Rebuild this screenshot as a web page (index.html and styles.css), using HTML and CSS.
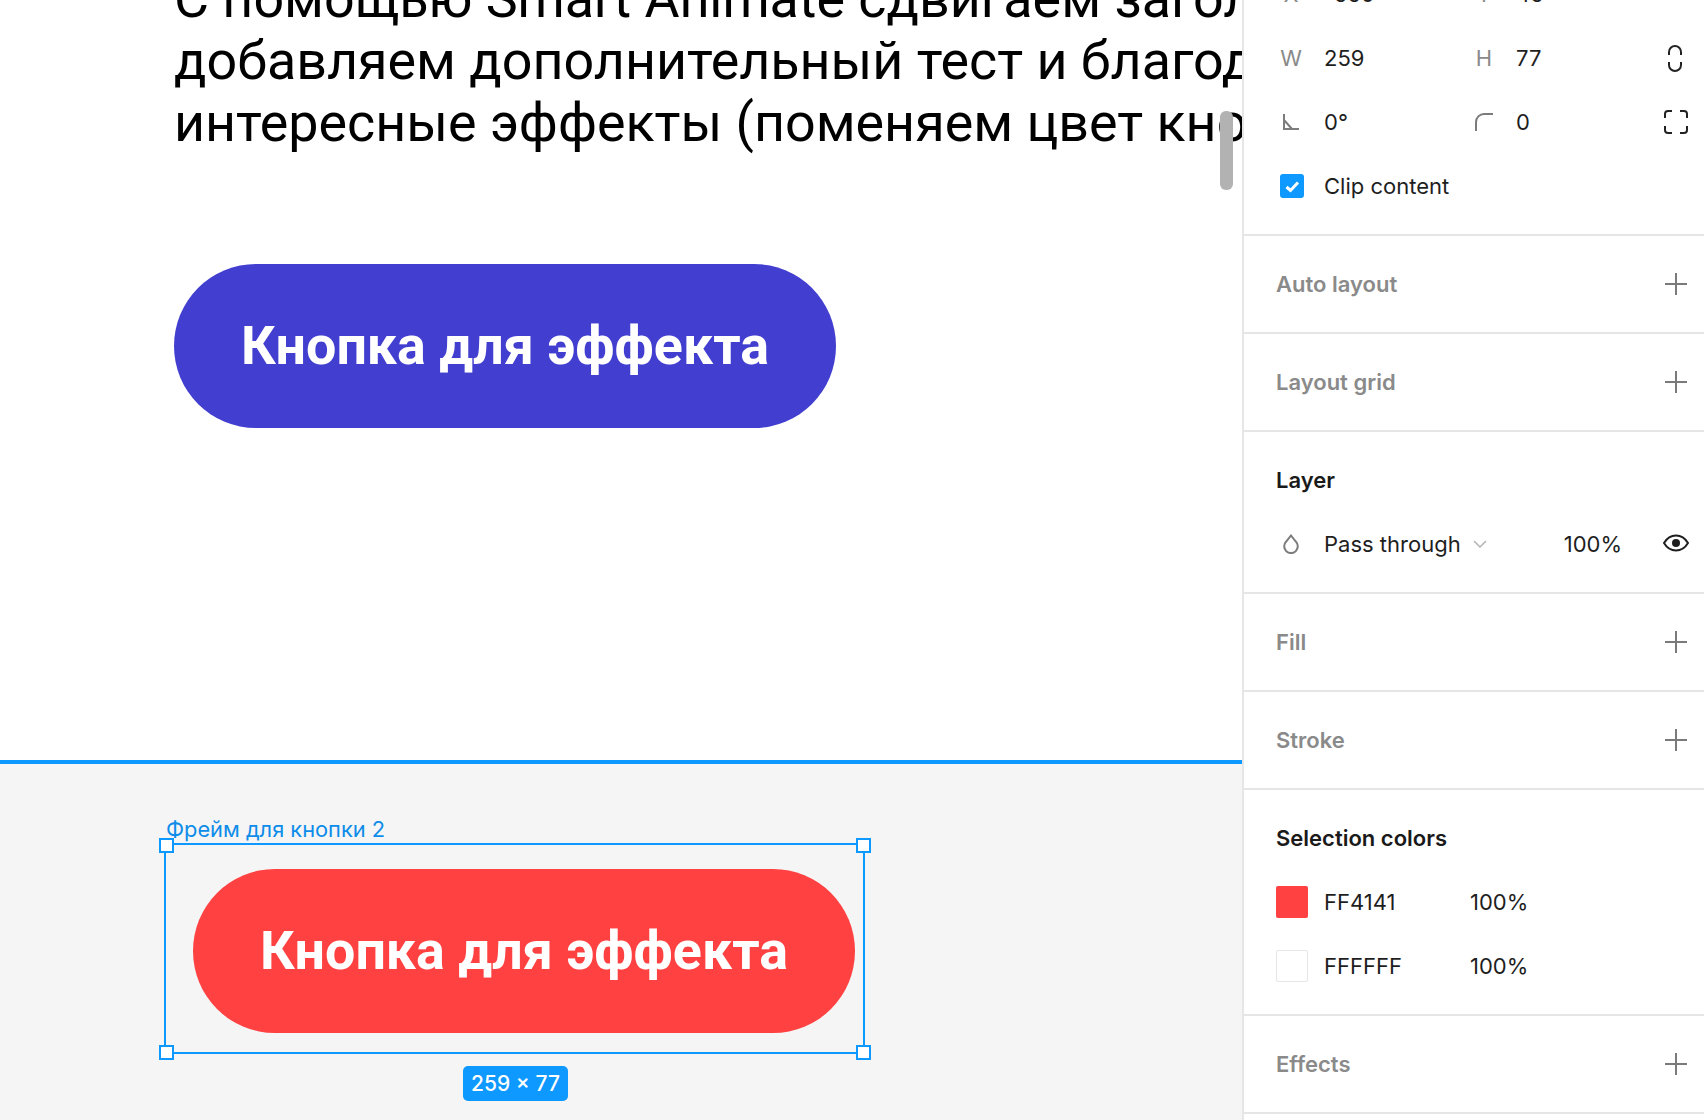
FILE: index.html
```html
<!DOCTYPE html>
<html lang="en">
<head>
    <meta charset="UTF-8">
    <meta name="viewport" content="width=device-width, initial-scale=1.0">
    <title>Smart Animate</title>
    <link rel="stylesheet" href="styles.css">
</head>
<body>

<div class="app">
    <div class="canvas">
        <div class="artboard">
            <p class="lead">
                <span>С помощью Smart Animate сдвигаем заголовок,</span>
                <span>добавляем дополнительный тест и благодаря этому</span>
                <span>интересные эффекты (поменяем цвет кнопки)</span>
            </p>
            <div class="btn btn-blue">Кнопка для эффекта</div>
        </div>
        <div class="workspace">
            <div class="frame-label">Фрейм для кнопки 2</div>
            <div class="frame">
                <i class="handle tl"></i><i class="handle tr"></i>
                <i class="handle bl"></i><i class="handle br"></i>
                <div class="btn btn-red">Кнопка для эффекта</div>
            </div>
            <div class="size-badge">259 × 77</div>
        </div>
        <div class="scrollbar"></div>
    </div>

    <!-- Right panel -->
    <aside class="panel">
        <section class="sec sec-frame">
            <div class="row">
                <span class="key">X</span><span class="val val-a">-550</span>
                <span class="key">Y</span><span class="val">45</span>
            </div>
            <div class="row">
                <span class="key">W</span><span class="val val-a">259</span>
                <span class="key">H</span><span class="val">77</span>
                <svg class="tool tool-link" viewBox="0 0 14 27"><path d="M1 10V7a6 6 0 0 1 12 0v3M1 17v3a6 6 0 0 0 12 0v-3"/></svg>
            </div>
            <div class="row">
                <span class="key"><svg class="ico ico-angle" viewBox="0 0 16 16"><path d="M1 0v15h15M1 6l8 9"/></svg></span><span class="val val-a">0°</span>
                <span class="key"><svg class="ico ico-corner" viewBox="0 0 18 18"><path d="M1 18V9a8 8 0 0 1 8-8h9"/></svg></span><span class="val">0</span>
                <svg class="tool tool-expand" viewBox="0 0 24 24"><path d="M1 8V4a3 3 0 0 1 3-3h4M16 1h4a3 3 0 0 1 3 3v4M23 16v4a3 3 0 0 1-3 3h-4M8 23H4a3 3 0 0 1-3-3v-4"/></svg>
            </div>
            <div class="row">
                <span class="check"><svg viewBox="0 0 24 24"><path d="M6.500 13l4 3.500 7.500-8"/></svg></span>
                <span class="val">Clip content</span>
            </div>
        </section>

        <section class="sec sec-empty">
            <h3>Auto layout</h3>
            <svg class="plus" viewBox="0 0 22 22"><path d="M11 0v22M0 11h22"/></svg>
        </section>
        <section class="sec sec-empty">
            <h3>Layout grid</h3>
            <svg class="plus" viewBox="0 0 22 22"><path d="M11 0v22M0 11h22"/></svg>
        </section>

        <section class="sec sec-layer">
            <h3 class="dark">Layer</h3>
            <div class="row">
                <span class="key"><svg class="ico ico-drop" viewBox="0 0 16 20"><path d="M8 1.500l4.800 6a6.800 6.800 0 1 1-9.600 0z"/></svg></span>
                <span class="val">Pass through</span>
                <svg class="chev" viewBox="0 0 14 10"><path d="M1 2l6 6 6-6"/></svg>
                <span class="val pct">100%</span>
                <svg class="eye" viewBox="0 0 26 18"><path d="M1 9c3-5 7-7.500 12-7.500S22 4 25 9c-3 5-7 7.500-12 7.500S4 14 1 9z"/><circle cx="13" cy="9" r="4"/></svg>
            </div>
        </section>

        <section class="sec sec-empty">
            <h3>Fill</h3>
            <svg class="plus" viewBox="0 0 22 22"><path d="M11 0v22M0 11h22"/></svg>
        </section>
        <section class="sec sec-empty">
            <h3>Stroke</h3>
            <svg class="plus" viewBox="0 0 22 22"><path d="M11 0v22M0 11h22"/></svg>
        </section>

        <section class="sec sec-colors">
            <h3 class="dark">Selection colors</h3>
            <div class="row">
                <span class="swatch swatch-red"></span>
                <span class="val hex">FF4141</span><span class="val">100%</span>
            </div>
            <div class="row">
                <span class="swatch"></span>
                <span class="val hex">FFFFFF</span><span class="val">100%</span>
            </div>
        </section>

        <section class="sec sec-empty">
            <h3>Effects</h3>
            <svg class="plus" viewBox="0 0 22 22"><path d="M11 0v22M0 11h22"/></svg>
        </section>
    </aside>
</div>

</body>
</html>
```
FILE: styles.css
```css
html, body {
    margin: 0;
    height: 100%;
    overflow: hidden;
}
body {
    font-family: Inter, sans-serif;
    background-color: #ffffff;
}
.app {
    display: flex;
    width: 1704px;
    height: 1120px;
}

/* Canvas */
.canvas {
    position: relative;
    width: 1242px;
    height: 1120px;
    overflow: hidden;
    display: flex;
    flex-direction: column;
}
.artboard {
    height: 760px;
    flex: none;
    padding-left: 174px;
    border-bottom: 4px solid #0d99ff;
    background-color: #ffffff;
}
.lead {
    margin: -32px 0 0;
    font-family: Roboto, sans-serif;
    font-size: 53.8px;
    line-height: 62px;
    color: #000000;
    white-space: nowrap;
}
.lead span {
    display: block;
}
.btn {
    width: 662px;
    height: 164px;
    box-sizing: border-box;
    padding-bottom: 2px;
    border-radius: 82px;
    display: flex;
    align-items: center;
    justify-content: center;
    font-family: Roboto, sans-serif;
    font-weight: 700;
    font-size: 53.8px;
    color: #ffffff;
}
.btn-blue {
    margin-top: 110px;
    background-color: #423ed0;
}
.btn-red {
    background-color: #ff4141;
}
.workspace {
    flex: 1;
    background-color: #f5f5f5;
    padding: 52px 0 0 164px;
}
.frame-label {
    height: 27px;
    padding-left: 2px;
    font-size: 21.8px;
    line-height: 27px;
    color: #0d8ce9;
}
.frame {
    position: relative;
    width: 701px;
    height: 211px;
    border: 2px solid #0d99ff;
    padding: 24px 0 0 27px;
    box-sizing: border-box;
}
.handle {
    position: absolute;
    width: 11px;
    height: 11px;
    background-color: #ffffff;
    border: 2px solid #0d99ff;
}
.handle.tl { left: -7px; top: -7px; }
.handle.tr { right: -8px; top: -7px; }
.handle.bl { left: -7px; bottom: -8px; }
.handle.br { right: -8px; bottom: -8px; }
.size-badge {
    width: 105px;
    height: 35px;
    margin: 12px 0 0 299px;
    border-radius: 5px;
    background-color: #0d99ff;
    color: #ffffff;
    font-size: 21px;
    font-weight: 500;
    line-height: 35px;
    text-align: center;
}
.scrollbar {
    position: absolute;
    left: 1220px;
    top: 111px;
    width: 13px;
    height: 79px;
    border-radius: 6px;
    background-color: #b2b2b2;
}

/* Right panel */
.panel {
    width: 462px;
    height: 1120px;
    box-sizing: border-box;
    border-left: 2px solid #e6e6e6;
    overflow: hidden;
    font-size: 22px;
    color: #1e1e1e;
}
.sec {
    box-sizing: border-box;
    border-bottom: 2px solid #e6e6e6;
    padding-left: 32px;
}
.sec h3 {
    margin: 0;
    font-size: 22px;
    font-weight: 600;
    line-height: 26px;
    color: #8a8a8a;
}
.sec h3.dark {
    color: #1a1a1a;
}
.row {
    display: flex;
    align-items: center;
    height: 64px;
}
.sec-frame {
    margin-top: -38px;
    height: 274px;
}
.key {
    width: 30px;
    margin-right: 18px;
    color: #8a8a8a;
    display: flex;
    align-items: center;
    justify-content: center;
}
.val {
    white-space: nowrap;
}
.val-a {
    width: 145px;
}
.val-a + .key {
    margin-right: 17px;
}
.ico {
    fill: none;
    stroke: #7c7c7c;
    stroke-width: 2;
}
.ico-angle {
    width: 16px;
    height: 16px;
}
.ico-corner {
    width: 18px;
    height: 18px;
}
.ico-drop {
    width: 16px;
    height: 20px;
}
.tool {
    margin-left: auto;
    fill: none;
    stroke: #222222;
    stroke-width: 2;
}
.tool-link {
    width: 14px;
    height: 27px;
    margin-right: 22px;
}
.tool-expand {
    width: 24px;
    height: 24px;
    margin-right: 16px;
}
.check {
    width: 24px;
    height: 24px;
    margin: 0 20px 0 4px;
    border-radius: 3px;
    background-color: #0d99ff;
}
.check svg {
    display: block;
    fill: none;
    stroke: #ffffff;
    stroke-width: 3;
}
.sec-empty {
    height: 98px;
    display: flex;
    align-items: center;
    justify-content: space-between;
    padding-right: 17px;
}
.plus {
    width: 22px;
    height: 22px;
    fill: none;
    stroke: #7a7a7a;
    stroke-width: 2;
}
.sec-layer {
    height: 162px;
    padding-top: 35px;
}
.sec-layer .row {
    margin-top: 19px;
}
.chev {
    width: 14px;
    height: 10px;
    margin-left: 12px;
    fill: none;
    stroke: #b3b3b3;
    stroke-width: 1.500;
}
.pct {
    margin-left: auto;
}
.eye {
    width: 26px;
    height: 18px;
    margin: -2px 15px 0 41px;
    fill: none;
    stroke: #1e1e1e;
    stroke-width: 2;
}
.eye circle {
    fill: #1e1e1e;
    stroke: none;
}
.sec-colors {
    height: 226px;
    padding-top: 35px;
}
.sec-colors h3 {
    margin-bottom: 19px;
}
.swatch {
    width: 32px;
    height: 32px;
    margin-right: 16px;
    box-sizing: border-box;
    border: 1px solid #e6e6e6;
    border-radius: 2px;
}
.swatch-red {
    border: none;
    background-color: #ff4141;
}
.hex {
    width: 146px;
}
```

★ ★ ★ ★ ★ ★ ★

Set problem: Check each line above for "index" and return the ones that have it.

Task solution:
Rebuild this screenshot as a web page (index.html and styles.css), using HTML and CSS.
FILE: index.html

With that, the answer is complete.